Schultererkrankungen
- Bei Schultersehneneinrissen ist der limitierende Faktor der gewebliche Umbau der dazugehörigen Muskulatur. Eine französische Forschungsgruppe hat festgestellt, dass diese erst ca. 2,5 Jahre nach Symptombeginn eintreten, sodass ein nicht operativer Behandlungsversuch (= Physiotherapie u.a.) auch über diese Zeit medizinisch begründet ist.

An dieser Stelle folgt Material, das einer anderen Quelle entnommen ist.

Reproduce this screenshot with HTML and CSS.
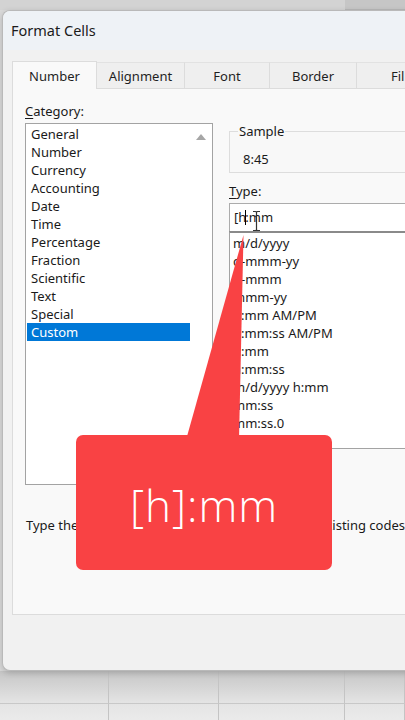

Wirbelsäulen-/Bandscheibenerkrankungen
- Eine operative Therapie (Bandscheibenoperation/Versteifung/Bandscheibenprothese) bei Bandscheibenvorfällen/ Wirbelkanaleinengungen/ Instabilitäten zeigt sich nur kurzfristig (2-3 Monate) gegenüber einer konservativen (nicht-operativen) Behandlung als überlegen. Die Patientenzufriedenheit weist laut einer amerikanischen Großstudie nach 1-2 Jahren keine Unterschiede mehr auf. Aufgrund der schwerwiegenden Komplikationen (>4%) sollte nur in seltenen Fällen operativ vorgegangen werden. Einer intensiven Schmerztherapie unter Ausnutzung der Physiotherapie/ eigenständigem Üben/Reha ist immer der Vorzug zu geben!
- Lendenwirbelsäulenbandagen entlasten wirksam den unteren Rücken bei plötzlich auftretenden Alltagsbelastungen.